Total Assets: The sum of all the company’s current, fixed, intangible and other assets.

Net Revenues: The total sales produced by the company during a certain time period minus any discounts, markdowns, returns or refunds extended to clients.

The information required to calculate the Assets to Sales Ratio can be found in the company’s financial statements, specifically in the Balance Sheet and the Income Statement.

Some analysts hand-pick the assets that they include in the calculation of the Assets to Sales Ratio, since some assets are not really productive in terms of generating sales. In order to really understand how efficient the business is they can exclude some assets that bring little to nothing in terms of generating additional revenues for the business.

The result of the formula is understood as the amount of assets required to produce a dollar of revenue.



Let’s say an analyst wants to compare the efficiency of three different oil & gas distribution businesses who operate pipelines, refineries and storage facilities throughout the United States. Considering these 3 companies operate in the same industry, the results are relevant to understand their competitiveness and the productivity of their capital investments.

This is the information provided by each company:

(in thousands)

Company A

Net Revenues: $254,930

Total Assets: $674,300

Company B

Net Revenues: $388,198

Total Assets: $564,312 

Company C

Net Revenues: $783,799

Total Assets: $1,038,833

With this information we can calculate the ASR for each company as follows:

ASRCompany A = $674,300 / $254,930 = 2.65

ASRCompany B = $564,312 / $388,198 = 1.45

ASRCompany C = $1,038,833 / $783,799 = 1.33

According to this comparison, Company C seems to be much more efficient than the other two companies, as it only requires a $1.33 dollar in assets to produce $1 in revenues

How to Interpret the Assets to Sales Ratio? Key Analysis

Analyzing the Assets to Ratio Formula can provide very valuable information to investors who are looking for businesses that employ their capital profitably. A business that has a low ASR is one that employs its assets productively to generate more sales.

By using the example above we can explain some of the key insights that can be obtained through the analysis of the ASR. For example, Company C appears to be the most efficient business in the context of the ASR, closely followed by its competitor, Company B. The thing that could make these business more efficient and productive than Company A could be the fact that they use a higher percentage of their distribution and processing capacity, which in turn creates more revenue.

On the other hand, Company A seems to be 50% less productive than the other two and this could mean that their assets may have low utilization ratios, carrying and processing perhaps only a percentage of the volume they could effectively deal with.

This analysis may vary from one business to the other, but in any case the approach is the exact same. An analyst can use the Assets to Sales Ratio to determine if a company is productively using its assets to generate sales by comparing the company to its closest competitors.
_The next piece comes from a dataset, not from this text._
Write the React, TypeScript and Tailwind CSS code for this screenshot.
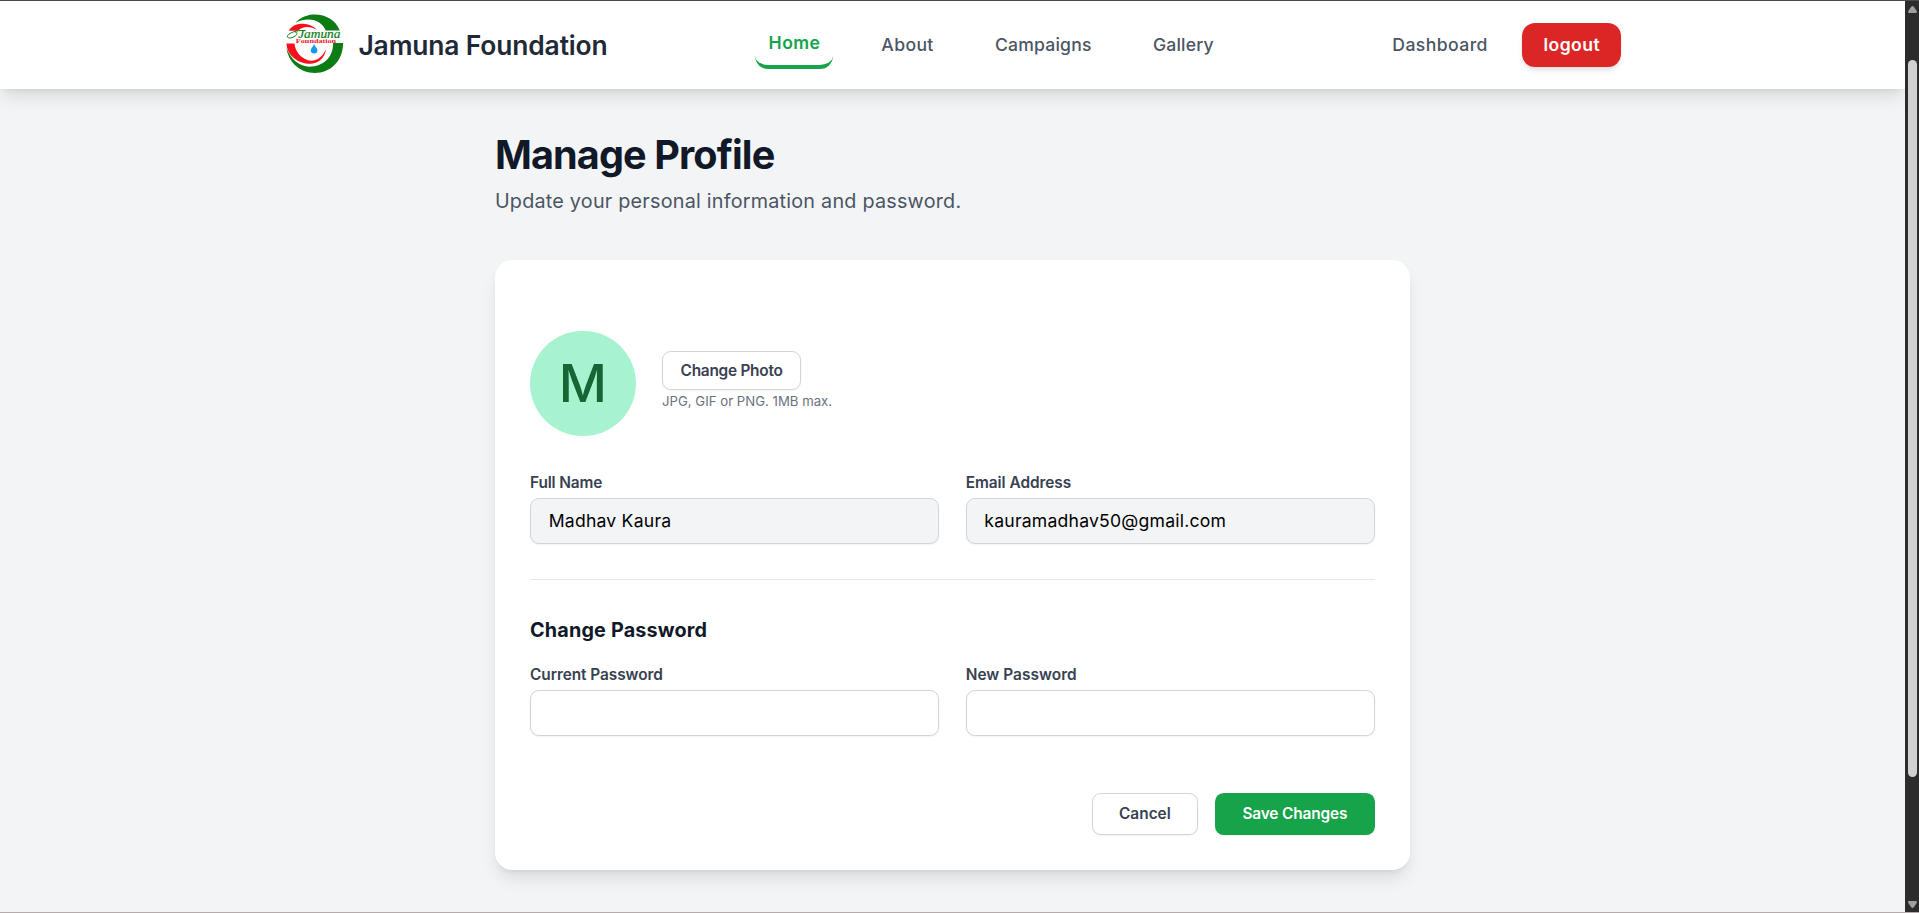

Additionally, an analyst could also evaluate the evolution of the ASR over time. If there’s a downward trend in the ASR that could indicate that the company is struggling to produce sales with the assets it has. The solution for this would be to get rid of unproductive assets or find ways to increase the utilization rate, perhaps by exploring new markets.

On the other hand, if the ASR has been increasing over time this indicates that the company is increasing its efficiency and this could have a significant impact in its profitability if new investments are in the horizon. 


Some analysts decide to hand-pick the assets they incorporate into their ASR analysis to make sure they evaluate the company based on the assets that are actually productive in terms of sales. Nevertheless, this can be a time-consuming and highly-technical task and it is not recommended for someone who is not an expert in the financial field.

If you do decide to engage in this practice, you must carefully analyze the notes attached to the company’s financial statements to find out which assets you should include and which you should leave out based on more detailed information that the one shown in the summarized Balance Sheet.

Some unproductive assets may include expenses paid upfront such as insurance policies, unproductive fixed assets such as corporate jets, and other of the sort. If you do decide to go this road, this could provide a clearer picture, as some companies may have significant portions of unproductive assets on their Balance Sheets.

Frequently Asked Questions

What does the asset to sales ratio indicate about a company’s operational efficiency?

The assets to sales ratio measures the amount of assets a company uses to generate one dollar of sales; a lower ratio suggests the company is using its assets more efficiently to produce revenue.

How can the asset to sales ratio be used to compare companies within the same industry?

This ratio allows for direct comparison of operational efficiency between companies by showing how effectively each company utilizes its assets to generate sales, making it easier to identify which companies are managing their assets more productively.

Can a change in the asset to sales ratio signal shifts in a company’s financial strategy?

Yes, a significant change in the ratio can indicate a change in the company’s operational or financial strategy, such as increased capital investments or changes in asset management practices, affecting its efficiency in generating sales.

Why might a company with a high assets to sales ratio be a cause for concern?

A high assets to sales ratio may signal that a company is not efficiently using its assets to generate sales, possibly due to underutilized assets or inefficiencies in operations, potentially impacting profitability.